Bu işlem, 506 sayılı K. m: 10/3 'deki özel hükme, Borçlar Kanunu m: 43, 44 'deki genel kuralların uygulanması suretiyle gerçekleştirilmiş olur ve tamamen yasaya uygun bir nitelik taşır.
Bu imkan ve yol ve yasal cevaz varken, nitelikçe, kısayı caiz olmayan, başka yasal rücu sistemlerine, kurumlarına ait, yöntem ve müesseseleri, tüm Yargıtay uygulamasına ters düşecek biçimde, m: 10/3 'e dayanan artış davalarında, kıyasen uygulamaya kalkışmak, Kanuna aykırı ve hukuk düzenini altüst eden, dava ekonomisi ilkesine de uymayan bir davranıştır.
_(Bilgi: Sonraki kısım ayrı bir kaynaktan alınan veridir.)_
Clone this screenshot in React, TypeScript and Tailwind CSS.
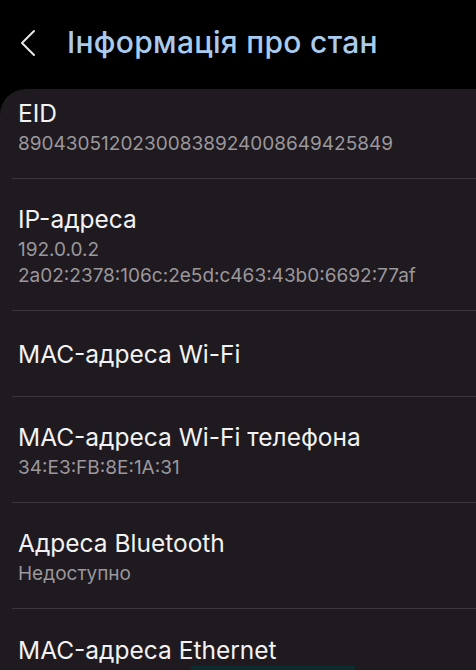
import React from "react";

type Row = { title: string; values?: string[] };

const rows: Row[] = [
  { title: "EID", values: ["89043051202300838924008649425849"] },
  { title: "IP-адреса", values: ["192.0.0.2", "2a02:2378:106c:2e5d:c463:43b0:6692:77af"] },
  { title: "MAC-адреса Wi-Fi" },
  { title: "MAC-адреса Wi-Fi телефона", values: ["34:E3:FB:8E:1A:31"] },
  { title: "Адреса Bluetooth", values: ["Недоступно"] },
  { title: "MAC-адреса Ethernet" },
];

function BackIcon() {
  return (
    <svg width="18" height="28" viewBox="0 0 18 28" fill="none">
      <path d="M15 2 L3 14 L15 26" stroke="#e6e6e6" strokeWidth="2" strokeLinecap="round" strokeLinejoin="round" />
    </svg>
  );
}

export default function App() {
  const last = rows.length - 1;
  return (
    <div
      className="w-[476px] h-[670px] overflow-hidden bg-black flex flex-col"
      style={{ fontFamily: "Inter, 'Noto Sans', sans-serif" }}
    >
      {/* Шапка */}
      <div className="h-[89px] shrink-0 flex items-center pl-[19px] pb-[4px]">
        <BackIcon />
        <span className="ml-[30px] text-[30px] font-medium text-[#a8cbee] tracking-[0.3px]">
          Інформація про стан
        </span>
      </div>

      {/* Список */}
      <div className="flex-1 bg-[#1e1a1f] rounded-tl-[26px] pl-[12px]">
        {rows.map((r, i) => {
          const pad =
            i === 0
              ? "pt-[8px] pb-[21px]"
              : r.values
                ? "pt-[24px] pb-[21px]"
                : i === last
                  ? "pt-[25px] pb-0"
                  : "pt-[27px] pb-[26px]";
          return (
            <div key={r.title} className={i > 0 ? "border-t border-[#3a363b]" : ""}>
              <div className={`pl-[6px] ${pad}`}>
                <div className="text-[24.5px] leading-[32px] text-[#f2f2f2]">{r.title}</div>
                {r.values && (
                  <div className="mt-[2px]">
                    {r.values.map((v) => (
                      <div key={v} className="text-[19px] leading-[26px] text-[#9b979c]">
                        {v}
                      </div>
                    ))}
                  </div>
                )}
              </div>
            </div>
          );
        })}
        <div className="ml-[179px] w-[164px] h-[8px] bg-[#0f2a2c]" />
      </div>
    </div>
  );
}
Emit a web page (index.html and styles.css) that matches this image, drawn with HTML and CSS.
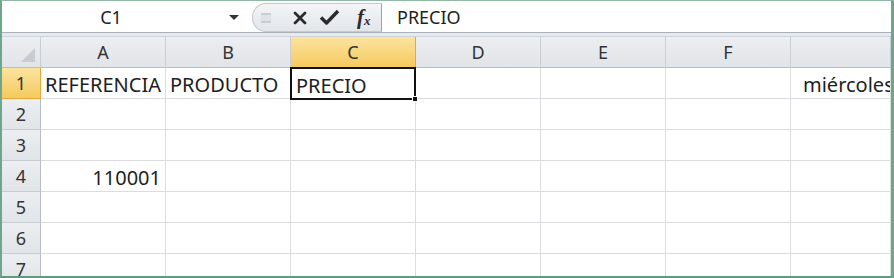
FILE: index.html
```html
<!DOCTYPE html>
<html lang="es">
  <head>
    <meta charset="UTF-8" />
    <title>Hoja1</title>
    <link rel="stylesheet" href="styles.css">
  </head>
  <body>
    <div class="ventana">
      <div class="barra">
        <div class="nombre">
          <span class="ref">C1</span>
          <span class="flecha"></span>
        </div>
        <div class="botones">
          <span class="asa"></span>
          <svg class="icono" width="16" height="16" viewBox="0 0 16 16">
            <path d="M3 3 L13 13 M13 3 L3 13" stroke="#2b2b2b" stroke-width="2.8" stroke-linecap="round" />
          </svg>
          <svg class="icono" width="21" height="17" viewBox="0 0 21 17">
            <path d="M2 8.5 L7.5 14 L19 2" stroke="#2b2b2b" stroke-width="3.4" fill="none" stroke-linejoin="round" />
          </svg>
          <span class="fx">f<sub>x</sub></span>
        </div>
        <div class="formula">PRECIO</div>
      </div>
      <div class="franja"></div>
      <div class="hoja">
        <div class="cab esquina"><span class="tri"></span></div>
        <div class="cab">A</div>
        <div class="cab">B</div>
        <div class="cab activa">C</div>
        <div class="cab">D</div>
        <div class="cab">E</div>
        <div class="cab">F</div>
        <div class="cab"></div>

        <div class="fila activa">1</div>
        <div class="celda">REFERENCIA</div>
        <div class="celda">PRODUCTO</div>
        <div class="celda sel">PRECIO<span class="tirador"></span></div>
        <div class="celda"></div>
        <div class="celda"></div>
        <div class="celda"></div>
        <div class="celda fecha">miércoles</div>

        <div class="fila">2</div>
        <div class="celda"></div><div class="celda"></div><div class="celda"></div><div class="celda"></div><div class="celda"></div><div class="celda"></div><div class="celda"></div>

        <div class="fila">3</div>
        <div class="celda"></div><div class="celda"></div><div class="celda"></div><div class="celda"></div><div class="celda"></div><div class="celda"></div><div class="celda"></div>

        <div class="fila">4</div>
        <div class="celda num">110001</div><div class="celda"></div><div class="celda"></div><div class="celda"></div><div class="celda"></div><div class="celda"></div><div class="celda"></div>

        <div class="fila">5</div>
        <div class="celda"></div><div class="celda"></div><div class="celda"></div><div class="celda"></div><div class="celda"></div><div class="celda"></div><div class="celda"></div>

        <div class="fila">6</div>
        <div class="celda"></div><div class="celda"></div><div class="celda"></div><div class="celda"></div><div class="celda"></div><div class="celda"></div><div class="celda"></div>

        <div class="fila">7</div>
        <div class="celda"></div><div class="celda"></div><div class="celda"></div><div class="celda"></div><div class="celda"></div><div class="celda"></div><div class="celda"></div>
      </div>
    </div>
  </body>
</html>
```

FILE: styles.css
```css
* { box-sizing: border-box }
body {
  margin: 0;
  font-family: "Noto Sans", "Open Sans", sans-serif;
  font-size: 20px;
  color: #1e1e1e;
}
.ventana {
  width: 894px;
  height: 278px;
  overflow: hidden;
  border-left: 2px solid #6fa58a;
  border-right: 3px solid #6fa58a;
  border-top: 1px solid #8fb9a4;
  border-bottom: 2px solid #5f9c7e;
  background: #fff;
}
.barra {
  display: flex;
  height: 32px;
  border-bottom: 1px solid #a9b0b8;
  background: #fff;
}
.nombre {
  width: 250px;
  display: flex;
  align-items: center;
  justify-content: center;
  position: relative;
}
.ref { margin-left: -32px; font-size: 18px; }
.flecha {
  position: absolute;
  right: 13px;
  top: 14px;
  border-left: 5px solid transparent;
  border-right: 5px solid transparent;
  border-top: 5px solid #333;
}
.botones {
  width: 130px;
  margin-top: 2px;
  display: flex;
  align-items: center;
  gap: 11px;
  padding-left: 8px;
  background: linear-gradient(#f3f5f7, #e2e6ea);
  border: 1px solid #c4cad1;
  border-right: 1px solid #9aa2ab;
  border-radius: 14px 0 0 14px;
}
.asa {
  width: 10px;
  height: 10px;
  margin-right: 10px;
  border-top: 2px solid #c9ced4;
  border-bottom: 2px solid #c9ced4;
  background: #dfe3e7;
}
.icono { display: block }
.fx {
  font-family: "Liberation Serif", serif;
  font-style: italic;
  font-weight: bold;
  font-size: 21px;
  color: #2b2b2b;
  margin-left: 6px;
}
.fx sub { font-size: 13px; vertical-align: -1px; }
.formula {
  flex: 1;
  display: flex;
  align-items: center;
  padding-left: 15px;
  font-size: 18px;
}
.franja {
  height: 4px;
  background: #e6e9ed;
  border-bottom: 1px solid #cfd4da;
}
.hoja {
  display: grid;
  grid-template-columns: 39px repeat(6, 125px) 1fr;
  grid-auto-rows: 31px;
}
.cab, .fila {
  display: flex;
  align-items: center;
  justify-content: center;
  background: linear-gradient(#eceef1, #e1e4e8);
  color: #333;
  font-size: 18px;
}
.cab {
  border-right: 1px solid #c9cdd3;
  border-bottom: 1px solid #b8bdc4;
}
.fila {
  border-right: 1px solid #b8bdc4;
  border-bottom: 1px solid #c9cdd3;
}
.cab.activa, .fila.activa {
  background: linear-gradient(#fbe3a0, #f5ca5e);
  border-color: #e5a93a;
}
.esquina { position: relative }
.tri {
  position: absolute;
  right: 5px;
  bottom: 5px;
  width: 0;
  height: 0;
  border-left: 14px solid transparent;
  border-bottom: 14px solid #c7ccd2;
}
.celda {
  border-right: 1px solid #dadcdf;
  border-bottom: 1px solid #dadcdf;
  display: flex;
  align-items: center;
  padding: 3px 4px 0;
  white-space: nowrap;
}
.num { justify-content: flex-end }
.fecha { padding-left: 12px; overflow: hidden; }
.sel {
  position: relative;
  border: 2px solid #111;
  margin: -1px 0 -1px -1px;
}
.tirador {
  position: absolute;
  right: -4px;
  bottom: -4px;
  width: 6px;
  height: 6px;
  background: #111;
  border: 1px solid #fff;
}
```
Özetle, m: 10 'a dayanan davalarda, haleflik esası, tavan sınırlaması uygulanmaz, tavan hesabı yaptırılması gerekmez. Özellikle, çoğunluk kararında öngörülen biçimde bir hesap hiç yapılamaz. Borçlar Kanunu m: 43, 44 uyarınca, uygun ve gerekli ölçüde hakkaniyet indirimi yoluyla sorun çözülebilir.
Bu nedenlerle sayın çoğunluğun kararına karşıyım.